#62148 closed task (blessed) (fixed)
Add Twenty Twenty-Five to the Performance Tests
Reported by: | joemcgill | Owned by: | pbearne |
---|---|---|---|
Milestone: | 6.8 | Priority: | normal |
Severity: | normal | Version: | |
Component: | Build/Test Tools | Keywords: | early has-patch |
Focuses: | performance | Cc: |
Description
During the release party for WP 6.7-beta1, it was discovered that adding Twenty Twenty-Five to the Performance Tests caused an error when tested in the baseline version of WordPress, which that theme does not currently support. To address those failures, the theme was removed from the performance tests in [59151].
We should start collecting performance data for this new default theme, so we either need to update the baseline used conditionally based on the theme we're testing, or consider updating the baseline for all performance tests.
Change History (17)
This ticket was mentioned in Slack in #core by sergey. View the logs.
4 months ago
This ticket was mentioned in Slack in #core-performance by mukeshpanchal27. View the logs.
4 months ago
#4
@
4 months ago
- Keywords early added
- Milestone changed from 6.7 to 6.8
After discussion in the #core-performance bug scrub earlier today, we determined to push this to 6.8-early, since making any changes to the workflow that will impact the baselines would be risky until after the release. Even then, it will be important to keep in mind that all release branches use a reusable workflow from trunk
, so changes after branching could still affect the 6.7 release.

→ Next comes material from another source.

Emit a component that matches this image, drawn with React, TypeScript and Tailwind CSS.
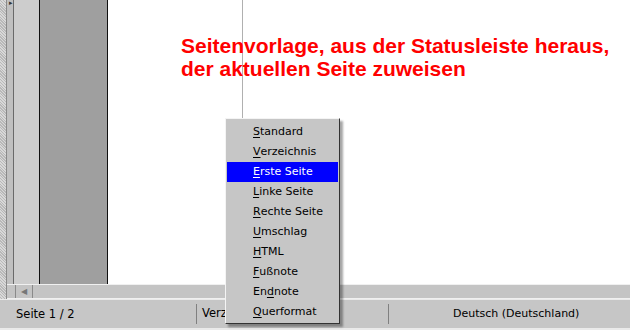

This ticket was mentioned in PR #7688 on WordPress/wordpress-develop by @pbearne.
3 months ago
#5
- Keywords has-patch added; needs-patch removed
Changed the default value of the baseline version from 6.1.1 to 6.6.2 in the reusable-performance.yml workflow file. This ensures the workflow uses the latest baseline version for performance measurements.
This ticket was mentioned in Slack in #core-performance by mukeshpanchal27. View the logs.
2 months ago
This ticket was mentioned in Slack in #core-performance by joemcgill. View the logs.
7 weeks ago
@joemcgill commented on PR #7688:
6 weeks ago
#9
I wonder whether we should bump this to 6.7 instead, now that it's out?
I think we should give this a try. We've not updated the baseline version since the performance tests were first introduced, so now would be a good time to try this prior to any code syncs being merged into the core repo for this release.
@flixos90 commented on PR #7688:
6 weeks ago
#10
@joemcgill
I wonder whether we should bump this to 6.7 instead, now that it's out?
I think we should give this a try. We've not updated the baseline version since the performance tests were first introduced, so now would be a good time to try this prior to any code syncs being merged into the core repo for this release.
We're still early enough in the 6.8 cycle IMO so that I think it would be reasonable to commit this now. I think it would be great to do so this week.
@swissspidy commented on PR #7688:
6 weeks ago
#12
@swissspidy commented on PR #7688:
6 weeks ago
#15
Are there any changes required upstream where we submit the reports?
If we wanna send the data there and display it there, actually, yes. We need to update tests/performance/log-results.js
and also Riad will need to add it to the dashboard. But I think we should only do that when we add some sort of filter there...
#16
@
6 weeks ago
Just wanted to follow up to provide more context about the purpose of these baseline measurements to clear up some potential confusion that I noticed in the PR discussion about whether these should be bumped to 6.7.1 instead—specifically:
I think it should be fine to use 6.7 and not 6.7.1. After all, we're comparing performance between major releases, not minor ones. If we start with 6.7.1, it's possible (though unlikely) a performance positive change in 6.7.1 would not be included in the next report.
In this workflow, the whole purpose of including a baseline test is to normalize the data when comparing these metrics for multiple commits over time, as we do when when we log and display this data in the WordPress Code Vitals dashboard. The theory is that by collecting performance metrics for the same commit over time, we can control for the performance impact introduced by non-code factors, like the difference in performance of the GitHub workers, and get a better indication that a performance change was introduced by the specific code changes of a commit.
The way this works in practice is that when we record the performance data to the dashboard, the metrics for the latest commit get normalized based on the difference recorded between the baseline metrics from that workflow run with the previously recorded baseline (reference).
We've maintained the same baseline since this was introduced so that our normalization stayed consistent, so after this change it is expected that the trends on the dashboard will take time to even out (as you can already see when visiting the dashboard after this commit). Since we really only use this method as a tool to spot potential commits that introduced a performance cahnge, I think starting fresh each release is likely fine, as it only affects how we're observing this data, not actually changing the way this is measured, which can be confirmed by looking at the summary data displayed on the workflows before and after this change.
Looking into the performance tests failure for TT5:
It appears that the baseline version for performance tests is WP 6.1.1, whereas
register_block_bindings_source()
was added in [57375] / #60282 for WP 6.5.The 6.1.1 baseline version was added in [55459] / #57687, back when trunk was 6.2. Should it be updated to 6.6.2 now?